More rain forecast for wettest September on record
Our soggy September isn’t about to end without further drowning rainfall records.
The National Weather Service says today is going to be our “nicest day for a little bit” even though unseasonably cool temperatures and wind will dominate the day. By Saturday, says the NWS, an Alberta Clipper will move into the Minot area bringing with it high winds, cold temperatures and heavy rain, as much as two inches. And all this on top of what has already been a record breaking September for rainfall.
The wettest September on record for Minot occurred in 1971 when total rainfall for the month reached an extraordinary 6.11 inches. As of Wednesday the official precipitation total at the Minot International Airport was 6.19 inches. The 114 year average is a mere 1.46 inches.

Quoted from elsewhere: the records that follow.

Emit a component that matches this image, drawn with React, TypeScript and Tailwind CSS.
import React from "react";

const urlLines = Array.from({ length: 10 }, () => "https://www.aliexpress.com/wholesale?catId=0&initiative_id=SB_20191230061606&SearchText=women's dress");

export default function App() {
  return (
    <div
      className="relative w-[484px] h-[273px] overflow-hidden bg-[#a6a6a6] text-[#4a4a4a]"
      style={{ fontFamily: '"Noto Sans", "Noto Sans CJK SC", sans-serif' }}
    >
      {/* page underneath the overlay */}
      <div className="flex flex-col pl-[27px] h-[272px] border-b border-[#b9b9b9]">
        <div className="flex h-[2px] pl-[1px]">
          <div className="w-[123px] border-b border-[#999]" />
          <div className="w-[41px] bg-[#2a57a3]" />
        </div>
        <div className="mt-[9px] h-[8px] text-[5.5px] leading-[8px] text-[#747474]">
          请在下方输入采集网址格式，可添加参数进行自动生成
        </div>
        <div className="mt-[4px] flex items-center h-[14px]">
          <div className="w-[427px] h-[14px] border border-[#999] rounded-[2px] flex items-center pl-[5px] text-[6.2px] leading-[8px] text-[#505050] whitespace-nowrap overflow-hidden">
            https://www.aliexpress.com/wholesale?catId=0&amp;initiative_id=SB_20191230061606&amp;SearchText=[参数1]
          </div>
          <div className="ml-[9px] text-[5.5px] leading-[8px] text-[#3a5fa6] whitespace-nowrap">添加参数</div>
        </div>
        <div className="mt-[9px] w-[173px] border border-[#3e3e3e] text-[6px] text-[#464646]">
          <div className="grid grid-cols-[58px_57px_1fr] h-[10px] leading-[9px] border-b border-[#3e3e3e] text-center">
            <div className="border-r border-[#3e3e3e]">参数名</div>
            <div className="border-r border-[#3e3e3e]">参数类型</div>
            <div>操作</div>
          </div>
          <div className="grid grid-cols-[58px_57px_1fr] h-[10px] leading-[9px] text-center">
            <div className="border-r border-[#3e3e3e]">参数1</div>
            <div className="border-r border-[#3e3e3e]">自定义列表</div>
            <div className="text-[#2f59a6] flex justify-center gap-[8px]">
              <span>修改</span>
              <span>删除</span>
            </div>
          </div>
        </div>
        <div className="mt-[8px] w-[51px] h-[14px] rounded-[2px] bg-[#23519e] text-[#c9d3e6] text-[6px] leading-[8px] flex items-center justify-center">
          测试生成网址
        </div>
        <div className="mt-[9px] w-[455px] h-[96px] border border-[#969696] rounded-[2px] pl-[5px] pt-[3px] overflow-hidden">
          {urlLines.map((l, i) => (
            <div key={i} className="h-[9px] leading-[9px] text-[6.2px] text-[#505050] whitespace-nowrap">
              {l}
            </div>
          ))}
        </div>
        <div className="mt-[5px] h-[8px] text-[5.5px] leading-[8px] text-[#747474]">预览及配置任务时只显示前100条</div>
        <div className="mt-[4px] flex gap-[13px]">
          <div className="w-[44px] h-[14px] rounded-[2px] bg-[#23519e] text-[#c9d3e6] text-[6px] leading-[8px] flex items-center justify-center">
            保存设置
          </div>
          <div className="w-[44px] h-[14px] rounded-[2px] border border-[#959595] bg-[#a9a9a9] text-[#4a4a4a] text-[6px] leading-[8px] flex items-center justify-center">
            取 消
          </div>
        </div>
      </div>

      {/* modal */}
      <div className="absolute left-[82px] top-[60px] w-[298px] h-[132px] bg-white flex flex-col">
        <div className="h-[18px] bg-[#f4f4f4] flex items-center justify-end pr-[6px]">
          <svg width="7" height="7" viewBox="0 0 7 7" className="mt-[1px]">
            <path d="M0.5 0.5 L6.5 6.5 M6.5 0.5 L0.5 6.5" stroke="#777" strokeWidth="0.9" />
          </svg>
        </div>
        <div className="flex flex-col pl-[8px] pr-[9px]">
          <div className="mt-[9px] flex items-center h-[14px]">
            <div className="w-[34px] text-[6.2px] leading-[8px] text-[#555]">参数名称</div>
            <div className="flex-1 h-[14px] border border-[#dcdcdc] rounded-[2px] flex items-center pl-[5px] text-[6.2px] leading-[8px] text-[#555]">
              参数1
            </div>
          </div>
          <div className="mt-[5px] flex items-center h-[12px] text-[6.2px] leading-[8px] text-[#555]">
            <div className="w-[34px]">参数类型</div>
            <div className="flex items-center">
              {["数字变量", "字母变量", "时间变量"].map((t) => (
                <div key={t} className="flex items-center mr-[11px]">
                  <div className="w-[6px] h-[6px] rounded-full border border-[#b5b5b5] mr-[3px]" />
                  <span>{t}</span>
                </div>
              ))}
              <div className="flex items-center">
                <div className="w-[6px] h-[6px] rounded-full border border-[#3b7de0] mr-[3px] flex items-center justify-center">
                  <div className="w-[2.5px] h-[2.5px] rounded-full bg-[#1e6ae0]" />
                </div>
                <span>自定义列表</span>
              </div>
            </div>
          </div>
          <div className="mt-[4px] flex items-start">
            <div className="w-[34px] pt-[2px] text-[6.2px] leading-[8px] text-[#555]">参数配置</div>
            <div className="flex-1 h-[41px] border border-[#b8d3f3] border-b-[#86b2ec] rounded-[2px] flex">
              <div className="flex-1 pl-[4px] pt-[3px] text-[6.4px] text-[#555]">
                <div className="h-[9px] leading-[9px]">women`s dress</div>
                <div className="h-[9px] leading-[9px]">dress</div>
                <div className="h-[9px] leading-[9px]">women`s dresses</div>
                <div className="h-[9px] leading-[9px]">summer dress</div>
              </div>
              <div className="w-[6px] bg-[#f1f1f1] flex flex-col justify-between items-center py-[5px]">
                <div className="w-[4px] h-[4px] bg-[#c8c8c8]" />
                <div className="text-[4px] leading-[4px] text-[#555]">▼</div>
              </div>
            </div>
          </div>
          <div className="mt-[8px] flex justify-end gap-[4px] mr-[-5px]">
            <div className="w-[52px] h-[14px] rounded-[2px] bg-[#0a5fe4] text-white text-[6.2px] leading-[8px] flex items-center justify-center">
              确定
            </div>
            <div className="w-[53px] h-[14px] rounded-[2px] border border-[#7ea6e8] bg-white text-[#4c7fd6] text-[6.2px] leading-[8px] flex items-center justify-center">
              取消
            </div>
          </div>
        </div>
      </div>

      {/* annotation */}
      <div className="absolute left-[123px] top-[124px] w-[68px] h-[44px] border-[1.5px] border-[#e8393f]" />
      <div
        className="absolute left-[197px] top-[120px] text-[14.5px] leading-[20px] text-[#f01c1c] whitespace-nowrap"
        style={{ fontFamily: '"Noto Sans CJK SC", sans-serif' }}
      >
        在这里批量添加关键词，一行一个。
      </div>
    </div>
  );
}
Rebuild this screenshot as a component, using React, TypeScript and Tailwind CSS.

It’s a virtual certainty that the record will be added to, and in a big way.
“It’s looking like a pretty gross weekend overall. I wish there was a way to avoid it,” said Megan Jones, Bismarck NWS meteorologist. “Rain will probably start late Saturday morning or early afternoon, through Sunday and Monday. The rest of next week is not looking great. There’s no one day we can definitely say Minot is going to be dry.”
Well, at least its not winter. But wait. The “S” word is in the forecast. Yup, snow. There’s a chance the first icy flakes will be seen in Minot sometime in the next few days, although it is more likely that areas to the northwest will get to claim that dubious honor. While Minot’s forecast calls for a “100% chance” of rain Saturday night through Sunday, Crosby’s forecast calls for a chance of rain, or snow, through next Tuesday.
“We can’t rule anything out with this storm,” said Jones. “Minot might not get cold enough for snow so it might stay rain. The northwest part of the state is most likely to see snow. We’re at the point where we’re talking about mixed precipitation.”
They are not talking about much mixed precipitation in neighboring Montana, where a Winter Storm Watch has been issued for much of the state, even reaching to northwest North Dakota. The NWS is calling the fast moving system an “extreme weather pattern” and “historically significant.” The NWS warns that some areas of Montana could experience blizzard conditions just a few days after the arrival of fall.
The mountains of western Montana will turn white with up to 18 inches of snow. Lower elevations are expected to receive up to 7 inches of snow pushed by winds as much as 40 miles per hour.
While such winter-like fury is unlikely for the Minot region, we will be reminded that winter weather is not too far into the future.
“There’s a pretty good chance of frost early Saturday morning,” said Jones. “And the next two weeks are trending below average too.”
There is some better news for weather watchers to hang their hat on once the system bearing down on the region moves on through. The long-term outlook calls for a warmer than usual October. While that will seem pleasant following a rainy September, it may arrive too late in the season for many.
Heavy September rains fell during harvest time, making many fields too wet for farmers to bring in their crops. There are reports of combines getting stuck, sliding on muddy slopes and of grain crops sprouting in the field and thereby losing their value. It is expected that many fields will not be harvested at all due to wet conditions.
Minot’s heaviest rainfall is forecast to occur after sunset Saturday with rain gauges likely to read in the three-quarters to one inch range Sunday morning.